Joseph Mason is the Moyse/LBA Chair of Banking at the Ourso School of Business at Louisiana State University and a senior fellow at the Wharton School of the University of Pennsylvania.
While the administration continues to push on the "Buffett Rule," it is important to remember that there are several Buffett Rules emerging from the executive office.
Of course, the most recognized is the one relating to income taxes. It is apparent that the rule will affect Warren Buffett himself only marginally for two primary reasons. First, his income is primarily in the form of capital gains rather than wage income. Second, recall that he gave away the preponderance of his wealth to charity some time ago.
Of course, such moves are typical of the "0.001 percent-ers," as distinguished from the "1 percent-ers," who are often still working their way up the ladder. The term for those on the lesser rungs, as famously distinguished by Chris Rock, is that while they may make what seems like a lot of money, they are not "wealthy." The more precise demographic term is HENRY (High Earner Not Rich—much less wealthy—Yet). In other words, the position of those on the lesser rungs of the ladder is just as tenuous as that of most other wage earners. Without having socked away retirement savings, those individuals are just as susceptible to a downturn as you and me.
The gap between Warren Buffett and the rest of America (even the rest of the "1 percenters") is wide, indeed. But wider than many people can even fathom.
Warren Buffett has direct access to the White House. As I discussed previously, the announcement of the "Buffett Rule" as a plank in the Obama campaign was accompanied by the worst week on markets in 2012, to date.
In January 2012, Warren Buffett joined the White House in publicly opposing the Keystone XL pipeline, which would bring oil produced in regions ranging from South Dakota to Canada to the major U.S. distribution hub in Oklahoma. While many might like to think he was acting out of environmental altruism, Mr. Buffett's Berkshire Hathaway Inc. owns Burlington Northern Santa Fe LLC, which transports oil out of those regions in lieu of the pipeline.
Just doing some simple math, the pipeline was planned to transport 700,000 barrels per day from the region, which at a price differential of about $3 per barrel between rail and pipeline transport, using prices for freight on board in North Dakota, amounts to a potential additional revenue of $2.1 million per day due to the lack of energy market infrastructure. By the Chris Rock definition, opposing the Keystone XL pipeline is the savvy move of a "wealthy" man.
But there's more. Last week it was revealed that NetJets, another Berkshire Hathaway subsidiary, has spent over $1 million lobbying Congress over the past three years to exempt it from an airport user fee, the 7.5 percent tax that you and I pay when we buy a ticket on a flight. The money funds the air traffic control system, which is horrendously underfunded and outmoded. Oh, and NetJets is suing the IRS to recoup fees it paid in the past, as well. The exemption is estimated to benefit NetJets' and other fractional jet ownership customers some $83 million a year.

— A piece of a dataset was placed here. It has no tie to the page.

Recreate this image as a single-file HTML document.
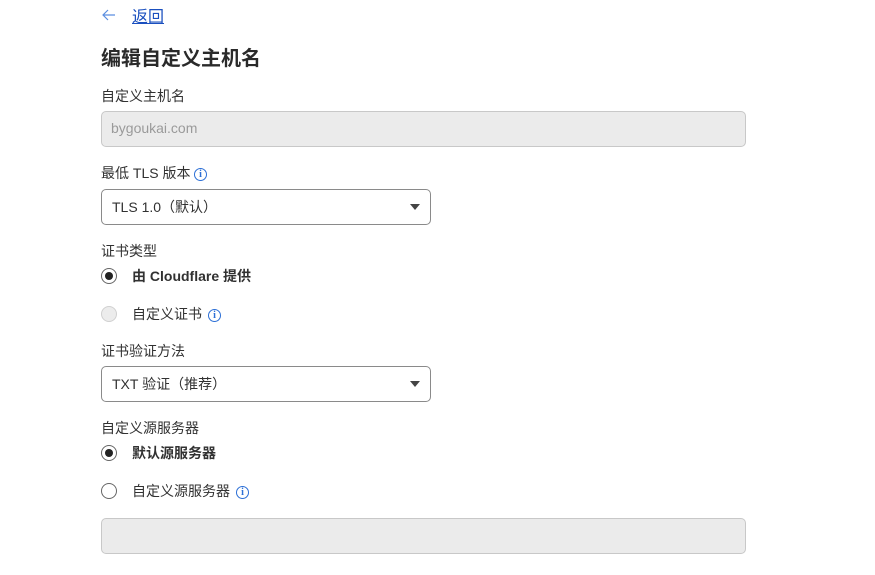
<!DOCTYPE html>
<html><head><meta charset="utf-8"><style>
*{margin:0;padding:0;box-sizing:border-box}
body{width:875px;height:575px;background:#fff;position:relative;overflow:hidden;font-family:"Liberation Sans","Noto Sans CJK SC",sans-serif;color:#313131}
.a{position:absolute;white-space:nowrap}
.lbl{font-size:14px;line-height:16px}
.box{position:absolute;border-radius:5px}
.inp{background:#ebebeb;border:1px solid #c8c8c8}
.sel{background:#fff;border:1px solid #8a8a8a}
.tri{position:absolute;width:0;height:0;border-left:5px solid transparent;border-right:5px solid transparent;border-top:6px solid #444}
.radio{position:absolute;width:16px;height:16px;border-radius:50%;border:1px solid #666;background:#fff}
.radio.on::after{content:"";position:absolute;left:3px;top:3px;width:8px;height:8px;border-radius:50%;background:#222}
.radio.dis{border-color:#d0d0d0;background:#ececec}
.info{position:absolute;width:13px;height:13px;border:1.3px solid #2c6fd6;border-radius:50%;color:#2c6fd6;font-size:10px;line-height:11px;text-align:center;font-family:"Liberation Serif",serif;font-weight:bold}
</style></head><body>
<svg class="a" style="left:101px;top:8px" width="16" height="14" viewBox="0 0 16 14"><path d="M14 7H2M7 2L2 7l5 5" fill="none" stroke="#5a8ee0" stroke-width="1.2"/></svg>
<div class="a" style="left:132px;top:8px;font-size:16px;line-height:20px;color:#1a4fbf;text-decoration:underline">返回</div>
<div class="a" style="left:101px;top:47px;font-size:20px;line-height:24px;font-weight:bold;color:#2a2a2a">编辑自定义主机名</div>
<div class="a lbl" style="left:101px;top:88px">自定义主机名</div>
<div class="box inp" style="left:101px;top:111px;width:645px;height:36px"></div>
<div class="a" style="left:111px;top:120px;font-size:14px;line-height:16px;color:#9a9a9a">bygoukai.com</div>
<div class="a lbl" style="left:101px;top:165px">最低 TLS 版本</div>
<div class="info" style="left:194px;top:168px">i</div>
<div class="box sel" style="left:101px;top:189px;width:330px;height:36px"></div>
<div class="a" style="left:112px;top:199px;font-size:14px;line-height:16px">TLS 1.0（默认）</div>
<div class="tri" style="left:410px;top:204px"></div>
<div class="a lbl" style="left:101px;top:243px">证书类型</div>
<div class="radio on" style="left:101px;top:268px"></div>
<div class="a" style="left:132px;top:268px;font-size:14px;line-height:16px;font-weight:bold">由 Cloudflare 提供</div>
<div class="radio dis" style="left:101px;top:306px"></div>
<div class="a lbl" style="left:132px;top:306px">自定义证书</div>
<div class="info" style="left:208px;top:309px">i</div>
<div class="a lbl" style="left:101px;top:343px">证书验证方法</div>
<div class="box sel" style="left:101px;top:366px;width:330px;height:36px"></div>
<div class="a" style="left:112px;top:376px;font-size:14px;line-height:16px">TXT 验证（推荐）</div>
<div class="tri" style="left:410px;top:381px"></div>
<div class="a lbl" style="left:101px;top:420px">自定义源服务器</div>
<div class="radio on" style="left:101px;top:445px"></div>
<div class="a" style="left:132px;top:445px;font-size:14px;line-height:16px;font-weight:bold">默认源服务器</div>
<div class="radio" style="left:101px;top:483px"></div>
<div class="a lbl" style="left:132px;top:483px">自定义源服务器</div>
<div class="info" style="left:236px;top:486px">i</div>
<div class="box inp" style="left:101px;top:518px;width:645px;height:36px"></div>
</body></html>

Now, I don't want to be partisan in this debate. The Republicans do this as much as the Democrats. What I oppose is the "in your face" attitude of it all. Such dealings have gone on under the table for decades, if not centuries. But when an administration puts the dealings in the headlines and gets positive publicity, and Warren Buffett trumpets his moves in a tone of high-mindedness and good intentions, and the voting public just nods in acquiescence and hands over the money, I have to wonder what our country is made of. It is those members of society that worship the wealth, and the wealthy, that create society's problems. Not wealth—or even income—per se.